SACO – After answering the call for more than 30 years, Ed Dube got one last ride on a Saco fire truck last week in honor of his retirement.
Dube, the outgoing deputy fire chief, joined the force as a full-time firefighter in 1979 after graduating from Thornton Academy. His last day on the job was Sept. 28.
On Friday, Saco firefighters and paramedics, along with their counterparts from Biddeford and Goodwins Mills, as well as representatives from every Saco city department, turned out for a farewell barbecue.
Counting his years as a mascot for the Camp Ellis station, as a junior firefighter and as a call firefighter, Dube has more than 40 years of serving the fire department under his belt.
Dube said his retirement is bittersweet. It’s time, but he will also miss the brotherhood that comes with belonging to the Saco Fire Department.
He began considering retiring earlier this year, and after thinking about it for several months, said “it was just time, especially with everything changing so much.”
Taking his place as deputy fire chief is Dave Pendelton, a Saco native who has worked at the Portland Fire Department.
As the deputy fire chief, Dube oversaw the construction of the new fire station on North Street, as well as the purchase of most of the firefighting apparatus now in use.

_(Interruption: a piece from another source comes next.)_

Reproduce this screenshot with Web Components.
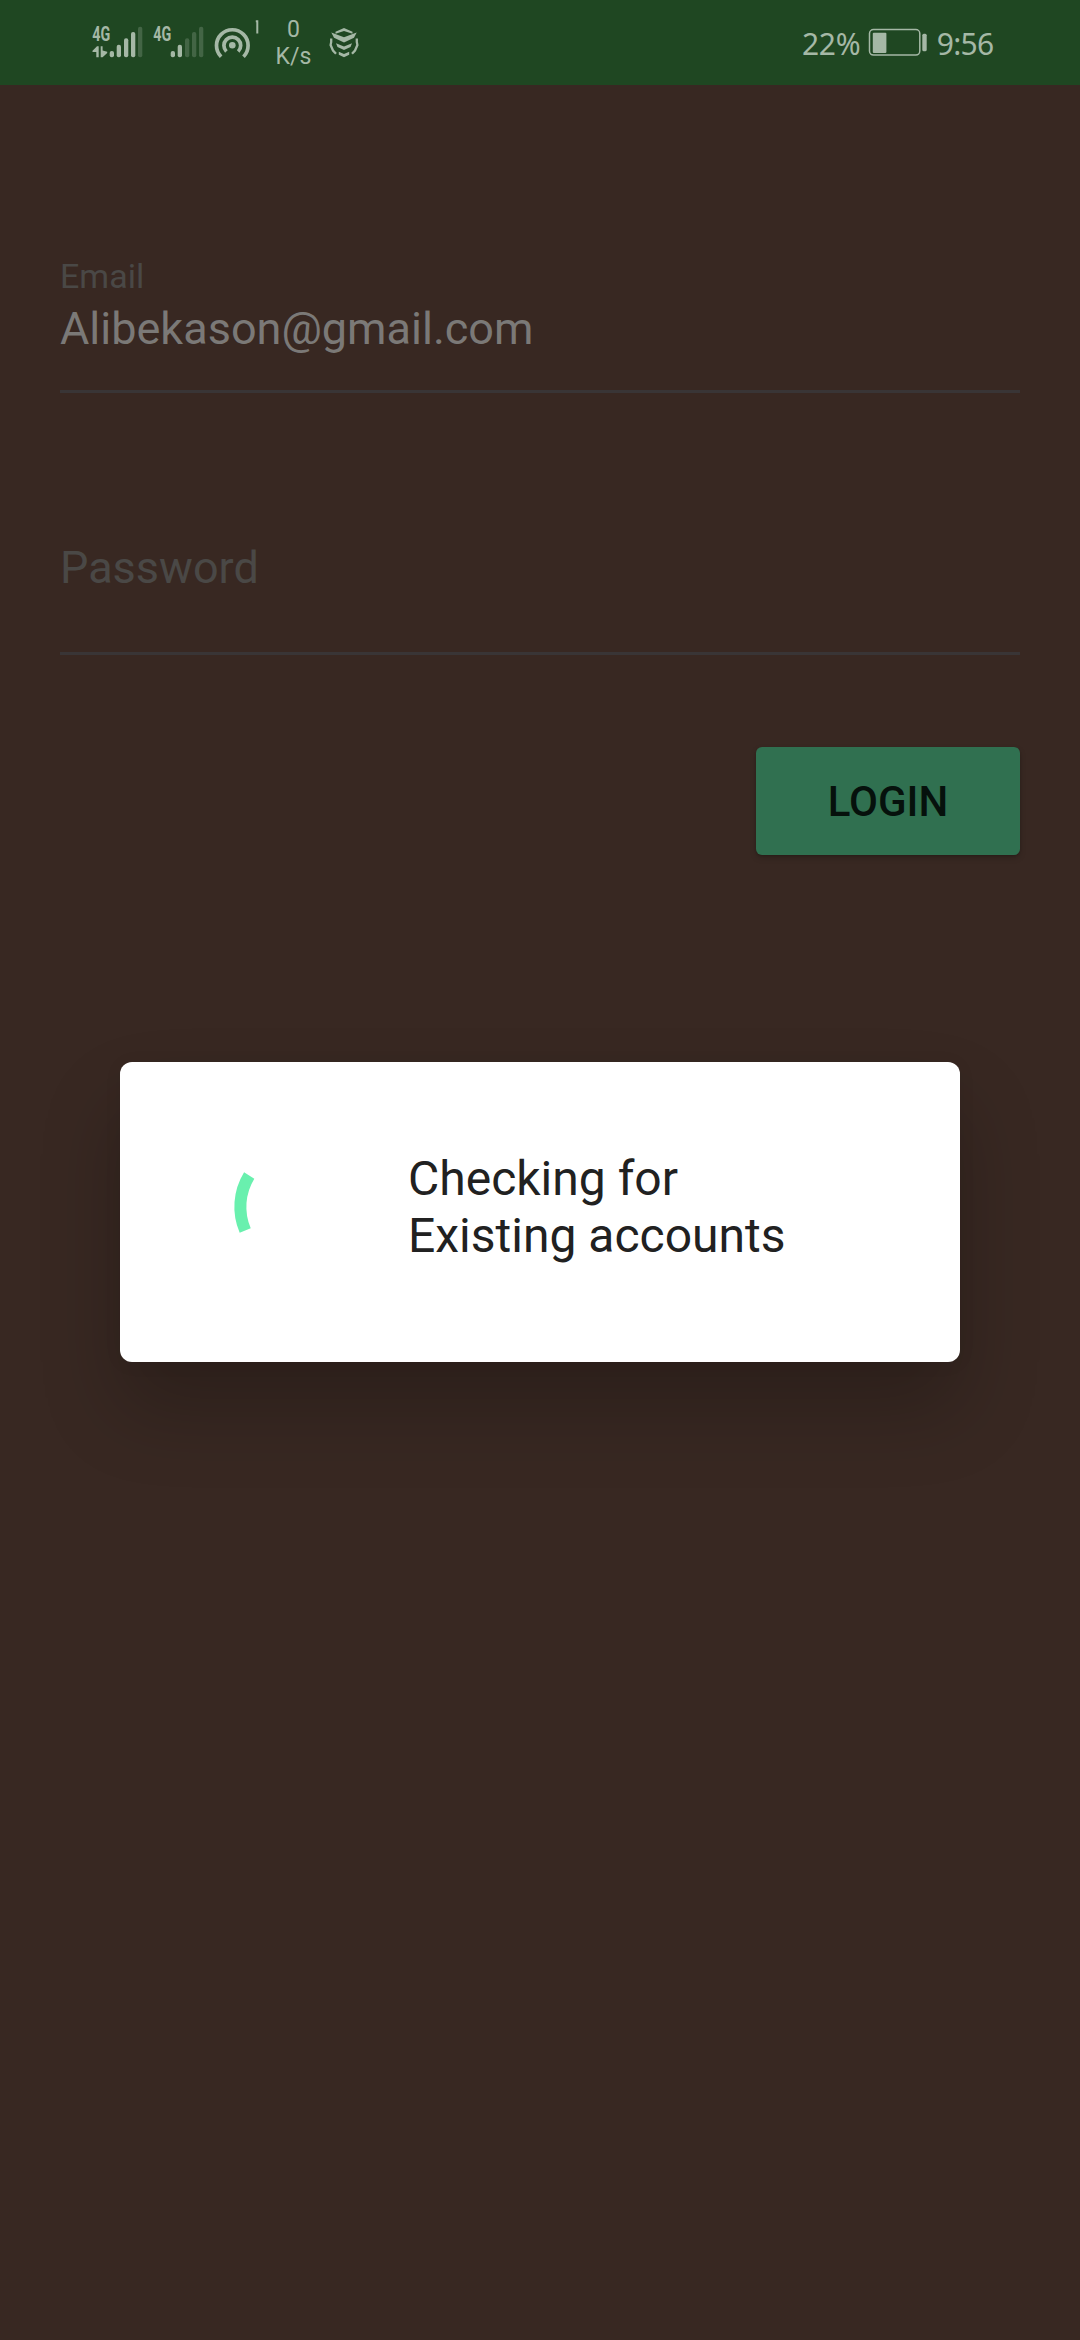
<!DOCTYPE html>
<html lang="en">
<head>
<meta charset="utf-8">
<title>Login</title>
<style>
html,body{margin:0;padding:0;background:#382822}
body{font-family:Roboto,"Liberation Sans",sans-serif;width:1080px;height:2340px;overflow:hidden}
</style>
</head>
<body>
<login-screen></login-screen>
<script>
const define = (name, html) => {
  const t = document.createElement('template');
  t.innerHTML = html;
  customElements.define(name, class extends HTMLElement {
    constructor() {
      super();
      this.attachShadow({ mode: 'open' }).append(t.content.cloneNode(true));
    }
  });
};

/* Cellular strength: "level" lit bars out of five, "data" adds the traffic arrows */
customElements.define('signal-icon', class extends HTMLElement {
  connectedCallback() {
    const level = +this.getAttribute('level');
    const bars = [[17.7, 24], [24.7, 17.7], [32, 11.3], [39, 5], [46, -0.3]].map(([x, y], i) =>
      `<rect x="${x}" y="${y + 1}" width="4.3" height="${30.3 - y}" rx="2" opacity="${i < level ? 1 : .27}"/>`).join('');
    const arrows = this.hasAttribute('data')
      ? '<path d="M5 20.3H6.7V31.3H4.3V26H.5V24.8ZM8.7 20.3H10.6V24.6L15.2 25.7V27L10.6 31.3H8.7Z"/>' : '';
    this.attachShadow({ mode: 'open' }).innerHTML =
      `<style>:host{display:block;width:51px;height:34px}svg{display:block;overflow:visible}text{font:700 19.500px Roboto,sans-serif}</style>
      <svg width="51" height="34" fill="currentColor"><text x="0.3" y="14.600" textLength="18" lengthAdjust="spacingAndGlyphs">4G</text>${arrows}${bars}</svg>`;
  }
});

define('hotspot-icon', `<style>:host{display:block}svg{display:block}</style>
<svg width="46" height="40" fill="none" stroke="currentColor" stroke-width="3.7">
<path d="M7.1 36.7A15.8 15.8 0 1 1 29.5 36.7M12.4 31.5A8.4 8.4 0 1 1 24.2 31.5"/>
<circle cx="18.3" cy="25.2" r="3.3" fill="currentColor" stroke="none"/>
<path d="M41.800 1.300H43.300V13.500" stroke-width="2"/></svg>`);

define('stack-icon', `<style>:host{display:block}svg{display:block}</style>
<svg width="32" height="32" fill="currentColor">
<path d="M16 .9L24.500 4.700V6.700L16 3.900L7.500 6.700V4.700Z"/>
<path d="M3.300 5.500L16 10.300L28.700 5.500L26 10.800L16 15.600L6 10.800Z"/>
<path d="M8 16.300L16 19.500L24 16.300L22.500 20L16 23L9.500 20Z"/>
<path d="M10.800 24.800L16 27L21.200 24.800V27.800L16 30.300L10.800 27.800Z"/>
<path d="M3.200 11.500V15L2.600 18L5 23.500L8 26.800" fill="none" stroke="currentColor" stroke-width="2.300"/>
<path d="M28.800 11.500V15L29.400 18L27 23.500L24 26.800" fill="none" stroke="currentColor" stroke-width="2.300"/></svg>`);

define('battery-icon', `<style>:host{display:block}svg{display:block}</style>
<svg width="60" height="30" fill="currentColor"><rect x="1.500" y="1.600" width="50.300" height="25.500" rx="4" fill="none" stroke="currentColor" stroke-width="1.500"/>
<rect x="4.800" y="4.700" width="13.600" height="20.300" rx="1"/><rect x="54.300" y="5.700" width="4.400" height="17.600" rx="1.500"/></svg>`);

define('status-bar', `<style>
:host{display:flex;box-sizing:border-box;height:85px;padding:0 86.500px 0 92px;background:#1f4722;color:#a5b8a6;align-items:flex-start}
signal-icon{margin-top:26px}
signal-icon+signal-icon{margin-left:10px}
hotspot-icon{margin:19.500px 0 0 10px}
.rate{margin:17px 0 0 13.500px;width:40px;text-align:center;font-size:23px;line-height:26.700px}
stack-icon{margin:27px 0 0 14px}
.end{margin-left:auto;display:flex;font:30px "Noto Sans","Open Sans",sans-serif;line-height:40px}
.end span{margin-top:24px;white-space:nowrap}
.pct{letter-spacing:-.3px}
battery-icon{margin:28px 8.500px 0 8px}
.time{letter-spacing:-.7px}
</style>
<signal-icon level="4" data></signal-icon><signal-icon level="2"></signal-icon>
<hotspot-icon></hotspot-icon><div class="rate">0<br>K/s</div><stack-icon></stack-icon>
<div class="end"><span class="pct">22%</span><battery-icon></battery-icon><span class="time">9:56</span></div>`);

define('text-field', `<style>
:host{display:flex;flex-direction:column;box-sizing:border-box;border-bottom:3px solid #393536;color:#4a4846;font-size:45px;line-height:53px}
::slotted([slot=label]){font-size:34px;line-height:40px;margin-bottom:6px}
</style><slot name="label"></slot><slot></slot>`);

define('raised-button', `<style>
:host{display:flex;align-items:center;justify-content:center;box-sizing:border-box;width:264px;height:108px;padding-top:2px;border-radius:6px;background:#307050;color:#06110c;
font-size:42px;font-weight:500;line-height:50px;box-shadow:0 3px 6px rgba(0,0,0,.18),0 1px 2px rgba(0,0,0,.15)}
</style><slot></slot>`);

define('progress-dialog', `<style>
:host{display:flex;box-sizing:border-box;width:840px;height:300px;padding:66px 72px 0 108px;border-radius:12px;background:#fff;color:#212121;
font-size:48px;line-height:57px;box-shadow:0 46px 80px rgba(0,0,0,.22),0 2px 18px rgba(0,0,0,.06)}
svg{display:block;flex:none;margin-right:24px}
div{margin-top:22px}
</style>
<svg width="156" height="160" fill="none" stroke="#69f0ae" stroke-width="12"><path d="M21.200 47.500A60 60 0 0 0 17.200 102.500"/></svg>
<div><slot></slot></div>`);

define('login-screen', `<style>
:host{display:block;position:relative;width:1080px;height:2340px;background:#382822;overflow:hidden}
main{display:flex;flex-direction:column;padding:171px 60px 0}
.email{height:137px;border-bottom-width:3px}
.value{color:#7b7977}
.password{height:114px;margin-top:148px}
raised-button{align-self:flex-end;margin-top:91.500px}
progress-dialog{position:absolute;left:120px;top:1062.300px}
</style>
<status-bar></status-bar>
<main>
<text-field class="email"><span slot="label">Email</span><span class="value">Alibekason@gmail.com</span></text-field>
<text-field class="password"><span>Password</span></text-field>
<raised-button>LOGIN</raised-button>
</main>
<progress-dialog>Checking for<br>Existing accounts</progress-dialog>`);
</script>
</body>
</html>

“I was hired four days after graduating from Thornton Academy in 1979 and I worked my way up the ladder to deputy chief,” Dube said. “I have no regrets. I did and saw a lot over the years. I will really miss the guys. This is a true family. I will miss the good times and the stuff we do outside of the station.”
Dube remembers when he was first hired, the work week for a firefighter was 56 hours and the pay was $3.08 an hour.
“That was before gas was nearly $4 a gallon,” he said. “You could live on that wage then.”
Dube said he’s happy to be retiring healthy and at an age – 52 – where there’s still time do pursue other interests. He plans to take a couple months “to unwind and deflate before starting something else.”
Joe Carroll and Steve Mercier were manning the grill at Dube’s farewell barbecue Friday and said they’d “do anything” for him.
Carroll, who has about 12 years on the force, said Dube would be hard to replace. Mercier, who has about 20 years with the department, said, “It’s a real loss. He was fun to work for and with.”
Dana Ronco, who was a captain when Dube first joined the force and who has since retired, called him “a nice kid” and “really good people.”
Ronco called a career as a firefighter “the best job in the world” and “a good job where you can do a lot of good and take pride in your work.”
Dube’s passion and dedication to the job were obvious, according to Fire Chief John Duross.
Duross could not attend Dube’s retirement party, but in an earlier interview said, “For 33 years Ed Dube has been one of the most dedicated, professional and passionate firefighters that I have worked with.
“He has a genuine concern for the members of this department, the fire department’s image and the community that we serve. As a firefighter he was a reliable, skilled member of the team. As a fire captain he was a competent leader with compassion for his firefighters, and as a deputy chief he has demonstrated his ability and desire to continue to move the organization in a forward direction,” Duross said.
Duross said Dube was also an asset to the department “off the fire ground,” especially in his ability to seek out and secure non-tax revenue funding sources to supplement the department’s budget.
“Ed wrote several successful grant requests for items such as thermal imaging cameras, forestry equipment and safety equipment for our firefighters,” Duross said.
Also in attendance at Dube’s retirement party was his family: wife Sandy, son Codie and daughter Jaimie. Sandy Dube said the family was also ready for her husband to retire.
“We’ve shared him for so many years, now it’s our turn to have him home for holidays and birthdays. It will be great that he won’t have to jump up and leave in the middle of the night. We’ve been waiting a long time to have him to ourselves,” she said.
Dube agreed, saying the one thing he won’t miss is hearing the fire radio day and night.
His son, 21, and daughter, 19, are both students at Southern Maine Community College in South Portland. Codie is studying criminal justice and wants to be a police officer, while Jaimie is not yet sure what she wants to do.
In addition to Dube, Capt. Luke Godbout, who had 39 years as a firefighter, and call firefighter Louis Lavigne, who had served for more than 25 years, retired from the Saco Fire Department earlier this year.